[MINC-users] mincresample and linear 'deformations'

[Vladimir S. FONOV]

xfm2def samples forward deformation in the space of input image.
Then when you apply the transformation, mincresample will try to 
calculate the inverse (numerically) in the space of output image.
So, if your transformation is a shift of 30mm the forward transformation 
will have the same vector everywhere. However when inverse is 
calculated, mincresmple will reach the edge of the domain where vectors 
are defined and will take value of 0 for the translation outside of this 
domain - that's why you have a sudden jump in the result.

However, if you invert the original affine transformation,  and sample 
it for every voxel and then invert again (applying xfminvert to a 
non-linear transformation doesn't actually recompute the transform, only 
adds a flag that it have to be inverted), then when mincresample will 
run, it will again apply the inverse of the transform, on top of 
inverted transform , negating the need to actually numerically recompute 
the transformation.


On 2016-08-17 04:30 PM, Alex Zijdenbos wrote:
> Right - I am aware of that, but I don't think that explains any of this
> though?
>
> On Wed, Aug 17, 2016 at 3:21 PM, Vladimir S. FONOV <vladimir.fonov at gmail.com
>> wrote:
>
>> When you apply "simple" forward transform, mincresample have to invert it
>> internally.
>>
>> On Wed, Aug 17, 2016 at 1:50 PM, Alex Zijdenbos <zijdenbos at gmail.com>
>> wrote:
>>
>>> These were simple forward resamplings. I experimented a bit with various
>>> sequences of inversions, and found that this process:
>>>
>>> xfminvert( xfm2def( xfminvert( lin.xfm )))
>>>
>>> Yields a deformation grid that I can use in a forward resampling call and
>>> have it produce the same result as resampling using lin.xfm directly.
>>>
>>> Well I am puzzled.
>>>
>>> -- A
>>>
>>> For some more details, I tried these steps.
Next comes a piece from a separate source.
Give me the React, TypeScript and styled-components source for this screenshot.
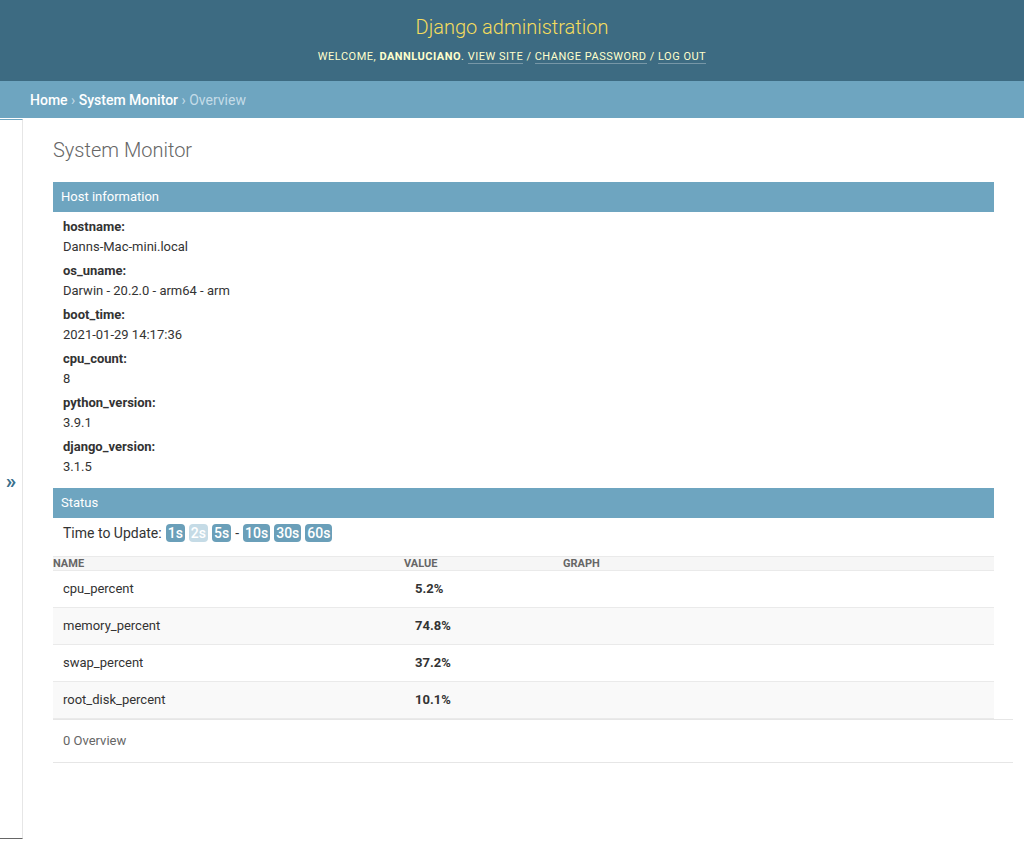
import styled, { createGlobalStyle } from 'styled-components';

const GlobalStyle = createGlobalStyle`
  html, body {
    margin: 0;
    padding: 0;
    background: #fff;
  }
  body {
    font-family: Roboto, "Liberation Sans", Arial, sans-serif;
    font-size: 14px;
    color: #333;
  }
  * {
    box-sizing: border-box;
  }
`;

const Header = styled.header`
  display: flex;
  flex-direction: column;
  align-items: center;
  padding: 15px 30px 14px;
  background: #3d6b82;
  color: #ffc;
`;

const Branding = styled.h1`
  margin: 0 0 8px;
  font-size: 20px;
  line-height: 24px;
  font-weight: 300;
  color: #f5dd5d;
`;

const UserTools = styled.div`
  font-size: 11px;
  line-height: 20px;
  letter-spacing: 0.5px;
  text-transform: uppercase;
  color: #ffc;
`;

const ToolLink = styled.a`
  color: #ffc;
  text-decoration: none;
  border-bottom: 1px solid rgba(255, 255, 255, 0.3);
`;

const Breadcrumbs = styled.nav`
  padding: 11px 30px 9px;
  background: #6ea5c0;
  font-size: 14px;
  line-height: 17px;
  color: #c4dce8;
`;

const Crumb = styled.a`
  color: #fff;
  font-weight: 500;
  text-decoration: none;
`;

const Main = styled.div`
  display: flex;
  min-height: calc(100vh - 118px);
`;

const SidebarToggle = styled.div`
  flex: 0 0 23px;
  display: flex;
  align-items: center;
  justify-content: center;
  margin-top: 1px;
  height: 720px;
  border-top: 1px solid #6ea5c0;
  border-bottom: 1px solid #666;
  border-right: 1px solid #e6e6e6;
  color: #3b6f8c;
  font-size: 21px;
  font-weight: 700;
  line-height: 1;
  padding-top: 4px;
`;

const Content = styled.main`
  flex: 1;
  padding: 20px 30px 30px;
  min-width: 0;
`;

const Title = styled.h1`
  margin: 0 0 20px;
  font-size: 20px;
  line-height: 24px;
  font-weight: 300;
  color: #666;
`;

const Caption = styled.div`
  padding: 8px;
  background: #6ea5c0;
  color: #fff;
  font-size: 13px;
  line-height: 14px;
`;

const Field = styled.div`
  padding: 6px 10px 0;
  font-size: 13px;
`;

const FieldLabel = styled.div`
  font-weight: 700;
  line-height: 18px;
  margin-bottom: 2px;
`;

const FieldValue = styled.div`
  line-height: 18px;
`;

const Section = styled.section<{ $gap?: number }>`
  margin-bottom: ${(p) => p.$gap ?? 0}px;
`;

const UpdateRow = styled.div`
  display: flex;
  align-items: center;
  gap: 4px;
  padding: 6px 10px;
  font-size: 14px;
  line-height: 18px;
  margin-bottom: 8px;
`;

const Badge = styled.span<{ $active?: boolean }>`
  display: inline-block;
  padding: 0 2px;
  border-radius: 4px;
  background: ${(p) => (p.$active ? '#c5dbe6' : '#6a9fb9')};
  color: #fff;
  font-size: 14px;
  font-weight: 500;
  line-height: 18px;
`;

const Table = styled.table`
  width: 100%;
  border-collapse: collapse;
  font-size: 13px;
`;

const Th = styled.th<{ $width?: number }>`
  width: ${(p) => (p.$width ? `${p.$width}px` : 'auto')};
  padding: 1px 0 0;
  text-align: left;
  font-size: 11px;
  line-height: 12px;
  font-weight: 700;
  text-transform: uppercase;
  color: #666;
  background: #f6f6f6;
  border-top: 1px solid #eaeaea;
  border-bottom: 1px solid #eaeaea;
`;

const Tr = styled.tr<{ $alt?: boolean }>`
  background: ${(p) => (p.$alt ? '#f9f9f9' : '#fff')};
  border-bottom: 1px solid #eaeaea;
`;

const Td = styled.td<{ $bold?: boolean; $pad?: number }>`
  padding: 10px ${(p) => p.$pad ?? 10}px;
  line-height: 16px;
  font-weight: ${(p) => (p.$bold ? 700 : 400)};
`;

const Paginator = styled.p`
  margin: 0 -19px 0 0;
  padding: 13px 10px;
  line-height: 16px;
  font-size: 13px;
  color: #666;
  border-top: 1px solid #e6e6e6;
  border-bottom: 1px solid #e6e6e6;
`;

const hostInfo = [
  ['hostname', 'Danns-Mac-mini.local'],
  ['os_uname', 'Darwin - 20.2.0 - arm64 - arm'],
  ['boot_time', '2021-01-29 14:17:36'],
  ['cpu_count', '8'],
  ['python_version', '3.9.1'],
  ['django_version', '3.1.5'],
];

const metrics = [
  ['cpu_percent', '5.2%'],
  ['memory_percent', '74.8%'],
  ['swap_percent', '37.2%'],
  ['root_disk_percent', '10.1%'],
];

export default function App() {
  return (
    <>
      <GlobalStyle />
      <Header>
        <Branding>Django administration</Branding>
        <UserTools>
          Welcome, <strong>dannluciano</strong>. <ToolLink href="#">View site</ToolLink> /{' '}
          <ToolLink href="#">Change password</ToolLink> / <ToolLink href="#">Log out</ToolLink>
        </UserTools>
      </Header>
      <Breadcrumbs>
        <Crumb href="#">Home</Crumb> › <Crumb href="#">System Monitor</Crumb> › Overview
      </Breadcrumbs>
      <Main>
        <SidebarToggle>»</SidebarToggle>
        <Content>
          <Title>System Monitor</Title>
          <Section $gap={12}>
            <Caption>Host information</Caption>
            {hostInfo.map(([label, value]) => (
              <Field key={label}>
                <FieldLabel>{label}:</FieldLabel>
                <FieldValue>{value}</FieldValue>
              </Field>
            ))}
          </Section>
          <Section>
            <Caption>Status</Caption>
            <UpdateRow>
              Time to Update:
              <Badge>1s</Badge>
              <Badge $active>2s</Badge>
              <Badge>5s</Badge>
              <span>-</span>
              <Badge>10s</Badge>
              <Badge>30s</Badge>
              <Badge>60s</Badge>
            </UpdateRow>
            <Table>
              <thead>
                <tr>
                  <Th $width={351}>Name</Th>
                  <Th $width={159}>Value</Th>
                  <Th>Graph</Th>
                </tr>
              </thead>
              <tbody>
                {metrics.map(([name, value], i) => (
                  <Tr key={name} $alt={i % 2 === 1}>
                    <Td>{name}</Td>
                    <Td $bold $pad={11}>{value}</Td>
                    <Td />
                  </Tr>
                ))}
              </tbody>
            </Table>
            <Paginator>0 Overview</Paginator>
          </Section>
        </Content>
      </Main>
    </>
  );
}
Starting with
>>>
>>> param2xfm -translation 10 20 30 lsq3.xfm
>>> mincresample -use_input_sampling -transform lsq3_D.xfm in.mnc res.mnc
>>>
>>> I had done this:
>>>
>>> xfm2def -float [lattice from input volume] lsq3.xfm lsq3_D.xfm
>>> mincresample -use_input_sampling -transform lsq3_D.xfm in.mnc res_D.mnc
>>>
>>> which "fails". Similarly, this:
>>>
>>> xfminvert lsq3_D.xfm lsq3_D_inv.xfm
>>> mincresample -use_input_sampling -transform lsq3_D_inv.xfm -invert in.mnc
>>> res_D_inv.mnc
>>>
>>> reproduces res_D.mnc (the "bad" result). Note that the xfminvert call in
>>> this case only sets the "Invert" flag in the xfm, it doesn't actually
>>> invert the deformation field. But now, this:
>>>
>>> xfminvert lsq3.xfm lsq3_inv.xfm
>>> xfm2def -float [lattice from input volume] lsq3_inv.xfm lsq3_inv_D.xfm
>>> mincresample -use_input_sampling -transform lsq3_inv_D.xfm -invert in.mnc
>>> res_inv_D.mnc
>>>
>>> Exactly reproduces res.mnc (the "good" result). So inverting the linear
>> xfm
>>> first, then converting it to a deformation and resampling with inversion,
>>> somehow does the right thing. Then this:
>>>
>>> xfminvert lsq3.xfm lsq3_inv.xfm
>>> xfm2def -float [lattice from input volume] lsq3_inv.xfm lsq3_inv_D.xfm
>>> xfminvert lsq3_inv_D.xfm lsq3_inv_D_inv.xfm
>>> mincresample -use_input_sampling -transform lsq3_inv_D.xfm in.mnc
>>> res_inv_D_inv.mnc
>>>
>>> also does the right thing.
>>>
>>>
>>> On Wed, Aug 17, 2016 at 12:28 PM, Vladimir S. FONOV <
>>> vladimir.fonov at gmail.com> wrote:
>>>
>>>> It looks like it's a problem of finding an inverse of the
>> transformation
>>>> outside of the domain where it's defined.
>>>>
>>>> When you apply the transform do you apply it directly or with
>>>> -invert_transformation ?
>>>>
>>>>
>>>> On 2016-08-17 11:54 AM, Alex Zijdenbos wrote:
>>>>
>>>>> Hi all,
>>>>>
>>>>> I was always under the impression that one could turn a linear xfm
>> into
>>> a
>>>>> deformation field (using xfm2def), and that the application of the
>>>>> resulting deformation would be equivalent to using the linear xfm.
>>>>> However,
>>>>> mincresample disagrees.
>>>>>
>>>>> In the attached image, I've created a simpe lsq3 (param2xfm
>> -translation
>>>>> 10
>>>>> 20 30) linear xfm, generated a 'deformation' field out of that using
>>>>> xfm2def (same lattice as the input volume), and resampled the input
>>> volume
>>>>> with both xfms. Clearly, in the case of a 'deformation' xfm, the
>> volume
>>> is
>>>>> filled with unmodified voxels where I didn't expect them.
>>>>>
>>>>> This is tied to the sampling lattice of the deformation field, which
>> in
>>>>> this example is the same as the input volume. The resamplings are done
>>>>> using -use_input_sampling btw. The two bottom rows show the resampling
>>>>> using a padded input volume (no change), and using a 'deformation'
>> grid
>>>>> with a larger extent (generated on a lattice that is 10 voxels larger
>>> all
>>>>> around).
>>>>>
>>>>> To pre-empt Vladimir, itk_resample behaves the same way ;-)
>>>>>
>>>>> Bug, or feature? I'd say the former.
>>>>>


-- 
Best regards,

  Vladimir S. FONOV ~ vladimir.fonov <at> gmail.com